The Caffeine King. The Riddler office has one coffee pot holding one gallon. Workers take turns drawing coffee; each worker writes down in advance how many gallons (between $0$ and $1$) they will try to pour. If at least that amount is in the pot, they drink it; if less remains, they get nothing and must refill the pot. Workers try to maximise the coffee they actually drink while minimising the chance they have to refill. Submissions are pooled, the office order is randomised, the simulation is run, and whoever drinks the most wins.

The Riddler, FiveThirtyEight, June 23, 2017(original post)

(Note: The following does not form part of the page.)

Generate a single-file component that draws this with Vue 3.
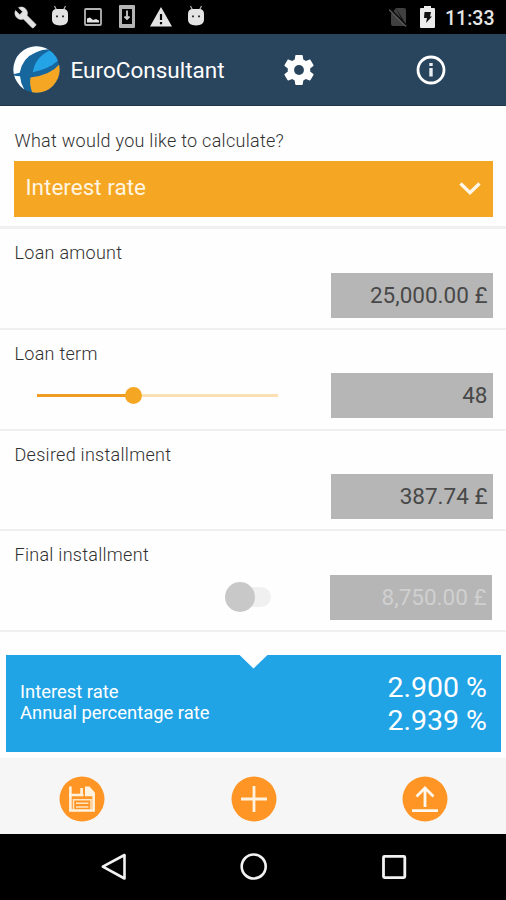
<script setup>
import { ref } from 'vue'

const progress = ref(40)
</script>

<template>
  <div class="screen">
    <div class="status">
      <div class="status-left">
        <svg class="ic wrench" viewBox="0 0 24 24"><path fill="#e4e4e4" stroke="#e4e4e4" stroke-width=".6" d="M22.7 19l-9.1-9.1c.9-2.3.4-5-1.5-6.9-2-2-5-2.400-7.400-1.300L9 6 6 9 1.600 4.700C.4 7.100.9 10.100 2.900 12.100c1.900 1.900 4.600 2.400 6.900 1.500l9.100 9.100c.4.4 1 .4 1.400 0l2.300-2.300c.5-.4.5-1.100.1-1.400z" /></svg>
        <svg class="ic bot" viewBox="0 0 18 22"><path d="M3.500 1l2 4M14.500 1l-2 4" stroke="#aaa" stroke-width="1.300" /><path fill="#e4e4e4" d="M1 9Q1 4 6 4h6q5 0 5 5v6q0 5-8 5.500Q1 20 1 15z" /><path d="M5 11.300h2m4 0h2" stroke="#333" stroke-width="1.800" /></svg>
        <svg class="ic pic" viewBox="0 0 18 22"><rect x="1" y="3" width="16" height="16" rx="1" fill="none" stroke="#b4b4b4" stroke-width="1.800" /><path fill="#e4e4e4" d="M3 16.500v-4l3-1 3 2.500 3-1 3 1.500v2z" /></svg>
        <svg class="ic down" viewBox="0 0 18 24"><path fill="#b4b4b4" fill-rule="evenodd" d="M2 0h14q1 0 1 1v21q0 1-1 1H2q-1 0-1-1V1q0-1 1-1zM4 4v15h10V4z" /><path d="M9 5.500v8M6.500 11.500l2.500 2.500 2.500-2.500" fill="none" stroke="#ccc" stroke-width="1.800" /></svg>
        <svg class="ic warn" viewBox="0 0 22 20"><path fill="#e4e4e4" fill-rule="evenodd" d="M11 0l11 19.500H0zM9.900 7v6h2.200V7zM9.900 15v2.200h2.200V15z" /></svg>
        <svg class="ic bot" viewBox="0 0 18 22"><path d="M3.500 1l2 4M14.500 1l-2 4" stroke="#aaa" stroke-width="1.300" /><path fill="#e4e4e4" d="M1 9Q1 4 6 4h6q5 0 5 5v6q0 5-8 5.500Q1 20 1 15z" /><path d="M5 11.300h2m4 0h2" stroke="#333" stroke-width="1.800" /></svg>
      </div>
      <div class="status-right">
        <svg class="nosim" viewBox="0 0 19 21"><path fill="#404040" d="M7 1h8q2 0 2 2v15zL2 7v10q0 2 2 2h12z" /><path d="M1 2l17 17" stroke="#101010" stroke-width="2" /><path d="M0 2.600l17 17" stroke="#606060" stroke-width="1.200" /></svg>
        <svg class="batt" viewBox="0 0 15 22"><path fill="#ececec" d="M4 0h7v2h3q1 0 1 1v18q0 1-1 1H1q-1 0-1-1V3q0-1 1-1h3z" /><path fill="#111" d="M4.500 6h6.500l-1 4.500h2l-6 6.500 1-5H4z" /></svg>
        <span class="clock">11:33</span>
      </div>
    </div>

    <header class="appbar">
      <svg class="logo" viewBox="0 0 140 140">
        <defs><clipPath id="disc"><circle cx="70" cy="70" r="69" /></clipPath></defs>
        <g clip-path="url(#disc)">
          <rect width="140" height="140" fill="#17679f" />
          <path fill="#fff" d="M0 84Q10 83 20 80Q28 35 66 20Q86 10 112 10V0H0z" />
          <path fill="#fff" d="M0 87Q10 90 21 90Q22 110 34 130L0 140z" />
          <path fill="#24a3e6" d="M110 13Q66 34 59 78Q104 70 134 44L138 20z" />
          <path fill="#f5a623" d="M140 53Q112 87 52 94Q48 116 58 140H140z" />
        </g>
      </svg>
      <h1 class="title">EuroConsultant</h1>
      <svg class="gear" viewBox="2 2 20 20"><path fill="#fff" d="M19.430 12.980c.04-.32.07-.64.07-.98s-.03-.66-.07-.98l2.110-1.650c.19-.15.24-.42.12-.64l-2-3.460c-.12-.22-.39-.3-.61-.22l-2.490 1c-.52-.4-1.080-.73-1.690-.98l-.38-2.650C14.460 2.180 14.250 2 14 2h-4c-.25 0-.46.18-.49.42l-.38 2.650c-.61.25-1.170.59-1.690.98l-2.490-1c-.23-.09-.49 0-.61.22l-2 3.460c-.13.22-.07.49.12.64l2.110 1.650c-.04.32-.07.65-.07.98s.03.66.07.98l-2.110 1.650c-.19.15-.24.42-.12.64l2 3.460c.12.22.39.3.61.22l2.490-1c.52.4 1.080.73 1.690.98l.38 2.650c.03.24.24.42.49.42h4c.25 0 .46-.18.49-.42l.38-2.650c.61-.25 1.170-.59 1.690-.98l2.490 1c.23.09.49 0 .61-.22l2-3.460c.12-.22.07-.49-.12-.64l-2.110-1.650z" /><circle cx="12" cy="12" r="3.300" fill="#29445d" /></svg>
      <svg class="info" viewBox="0 0 30 30"><circle cx="15" cy="15" r="13" fill="none" stroke="#fff" stroke-width="2.800" /><path d="M15 13v8.500" stroke="#e8edf2" stroke-width="3.400" /><path d="M15 8v3" stroke="#e8edf2" stroke-width="3.400" /></svg>
    </header>

    <main class="form">
      <section class="mode">
        <label class="label ask">What would you like to calculate?</label>
        <div class="select">
          <span class="select-text">Interest rate</span>
          <svg class="chev" viewBox="0 0 22 14"><path d="M1.500 1.500L11 10.700l9.500-9.200" fill="none" stroke="#fff8ea" stroke-width="3.400" /></svg>
        </div>
      </section>
      <section class="row">
        <label class="label">Loan amount</label>
        <div class="line"><div class="field">25,000.00 £</div></div>
      </section>
      <section class="row">
        <label class="label">Loan term</label>
        <div class="line">
          <div class="slider">
            <div class="done" :style="{ width: progress + '%' }"></div>
            <div class="knob"></div>
            <div class="rest"></div>
          </div>
          <div class="field">48</div>
        </div>
      </section>
      <section class="row">
        <label class="label">Desired installment</label>
        <div class="line"><div class="field">387.74 £</div></div>
      </section>
      <section class="row">
        <label class="label">Final installment</label>
        <div class="line off">
          <div class="switch"><div class="thumb"></div><div class="track"></div></div>
          <div class="field">8,750.00 £</div>
        </div>
      </section>
    </main>

    <div class="result">
      <div class="names"><span>Interest rate</span><span>Annual percentage rate</span></div>
      <div class="values"><span>2.900 %</span><span>2.939 %</span></div>
    </div>

    <div class="tools">
      <svg class="tool" viewBox="0 0 46 46"><circle cx="23" cy="23" r="22.500" fill="#ff9524" /><path d="M11.400 10.500v24h23.200V18" fill="none" stroke="#fff3e0" stroke-width="2.600" /><path fill="#fff3e0" d="M10.100 17.800h14.400v2.400H10.100zM21.300 12h2.600v6h-2.600zM26 10.500h4.500l5.400 6v3.700H26z" /><path d="M14.500 34v-10.300h17.500V34M17 27.300h12.500M17 31h12.500" fill="none" stroke="#ffe6c4" stroke-width="1.500" /></svg>
      <svg class="tool" viewBox="0 0 46 46"><circle cx="23" cy="23" r="22.500" fill="#ff9524" /><path d="M23 10v26M10 23h26" stroke="#fff3e0" stroke-width="2.800" /></svg>
      <svg class="tool" viewBox="0 0 46 46"><circle cx="23" cy="23" r="22.500" fill="#ff9524" /><path d="M23 31V12.500M14.500 20.500l8.500-8.500 8.500 8.500M10 34.700h26" fill="none" stroke="#fff8ee" stroke-width="2.800" /></svg>
    </div>

    <nav class="nav">
      <svg class="key" viewBox="0 0 28 28"><path d="M24.500 2v23.500L2.800 13.700z" fill="none" stroke="#f2f2f2" stroke-width="2.600" stroke-linejoin="round" /></svg>
      <svg class="key" viewBox="0 0 28 28"><circle cx="13.700" cy="13.500" r="12" fill="none" stroke="#f2f2f2" stroke-width="2.600" /></svg>
      <svg class="key" viewBox="0 0 28 28"><rect x="3.500" y="3.300" width="21.300" height="21.300" rx="1" fill="none" stroke="#f2f2f2" stroke-width="2.800" /></svg>
    </nav>
  </div>
</template>

<style>
body { margin: 0; background: #fff; }
</style>

<style scoped>
* { box-sizing: border-box; }
svg { display: block; flex: none; }
.screen { width: 506px; height: 900px; overflow: hidden; display: flex; flex-direction: column; background: #fefefe; font-family: Roboto, sans-serif; }
.status { height: 34px; flex: none; background: #000; display: flex; justify-content: space-between; }
.status-left { display: flex; align-items: center; padding-left: 14px; }
.wrench { width: 23px; height: 23px; }
.bot { width: 18px; height: 22px; margin-left: 14px; margin-bottom: 3px; }
.pic { width: 18px; height: 22px; margin-left: 15px; }
.down { width: 18px; height: 24px; margin-left: 16px; }
.warn { width: 22px; height: 20px; margin-left: 14px; }
.warn + .bot { margin-left: 15px; }
.status-right { display: flex; align-items: center; padding-right: 11px; }
.nosim { width: 19px; height: 21px; }
.batt { width: 15px; height: 22px; margin-left: 12px; }
.clock { margin-left: 10px; font-size: 19.500px; font-weight: 500; line-height: 34px; padding-top: 3px; color: #e6e6e6; width: 50px; white-space: nowrap; }
.appbar { height: 72px; flex: none; background: #29445d; display: flex; align-items: center; padding-left: 13px; border-bottom: 1px solid #20384d; }
.logo { width: 47px; height: 47px; }
.title { margin: 0 0 0 10.500px; width: 213px; font-size: 22.500px; font-weight: 400; color: #fff; white-space: nowrap; line-height: 30px; }
.gear { width: 30px; height: 30px; }
.info { width: 30px; height: 30px; margin-left: 102px; }
.label { display: block; font-size: 18px; line-height: 22px; font-weight: 300; letter-spacing: .28px; color: #303030; white-space: nowrap; }
.form { flex: none; }
.mode { height: 123px; padding: 24px 13px 0 14.500px; border-bottom: 3px solid #f0f0f0; }
.select { margin: 8.500px 0 0 -.5px; height: 56px; background: #f5a623; display: flex; justify-content: space-between; align-items: center; padding: 0 12px 0 11.500px; }
.select-text { font-size: 22.500px; color: #fff5e0; line-height: 28px; padding-bottom: 4px; }
.chev { width: 22px; height: 14px; margin-top: 1px; }
.row { height: 100.750px; padding: 13px 13.500px 0 14.500px; border-bottom: 2.500px solid #f0f0f0; }
.line { margin-top: 8.500px; height: 45px; display: flex; align-items: center; justify-content: flex-end; }
.field { width: 162px; height: 45px; flex: none; background: #b6b6b6; color: #484848; font-size: 22.500px; line-height: 45px; text-align: right; padding-right: 5px; white-space: nowrap; }
.slider { width: 241px; margin-right: 53px; display: flex; align-items: center; }
.done { height: 2.600px; margin-right: -8px; background: #f09c22; }
.knob { width: 17px; height: 17px; border-radius: 50%; background: #f5a623; flex: none; }
.rest { height: 2.600px; flex: 1; background: #fddfb4; }
.off { padding-right: 1px; }
.off .field { color: #d0d0d0; }
.switch { display: flex; align-items: center; margin-right: 59px; }
.thumb { width: 30px; height: 30px; border-radius: 50%; background: #c8c8c8; z-index: 1; }
.track { width: 31px; height: 20px; border-radius: 10px; background: #f0f0f0; margin-left: -15px; }
.result { margin: 22.500px 5px 0 6px; height: 97.500px; flex: none; background: #21a4e6; clip-path: polygon(0 0, 233px 0, 247.500px 14px, 262px 0, 100% 0, 100% 100%, 0 100%); color: #fff; display: flex; justify-content: space-between; padding: 16px 14px 0; }
.names { display: flex; flex-direction: column; font-size: 18.400px; line-height: 21.500px; padding-top: 10px; }
.values { display: flex; flex-direction: column; text-align: right; font-size: 28.500px; line-height: 33.500px; }
.tools { margin-top: 6px; height: 75.500px; flex: none; background: #f6f6f6; display: flex; justify-content: space-between; padding: 18px 58px 0 59px; }
.tool { width: 46px; height: 46px; }
.nav { flex: 1; background: #000; display: flex; justify-content: space-between; align-items: center; padding: 0 98px 0 99.500px; }
.key { width: 28px; height: 28px; }
</style>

Deferred (participatory contest)

This Classic has no derivable optimum from the puzzle statement: the “answer” is whichever number, among the actual submissions of real readers, scored highest in the run tournament. The winner’s value (Brian Hare’s $0.99622$, drinking an average of $0.4182$ gallons per trip) depends on the empirical distribution of $1{,}538$ other submissions, not on any structural property of the game. There is no Nash equilibrium for a player to box: the game is a simultaneous-move large-population contest whose best response depends on the whole histogram of competitors’ choices, which the puzzle hides until after submissions close. Iterating best responses against any assumed prior produces a different “answer” for every prior.

We defer this puzzle for the same reason as the February $3$, $2017$ Battle for Riddler Nation Round $1$, the May $19$, $2017$ Round $2$, and (separately) the October $28$, $2016$ gerrymander and the November $11$, $2016$ map-colouring game. All sit in the same category: the question’s resolution is empirical or participatory rather than mathematical. The official write-up reports that the winner $0.99622$ edged out the runner-up $0.849$ by a margin of $0.0002$ gallons per trip (effectively a tie under sampling), and that requests clustered near $0.999$, near $0.5$, and at a suspicious spike at $0.055$ from a small group of trolls. None of this can be derived; it can only be re-simulated against the same reader pool, which we do not have.

This is the fifth deferral in the build, after the four already noted (two gerrymander/colouring games, two Riddler Nation rounds).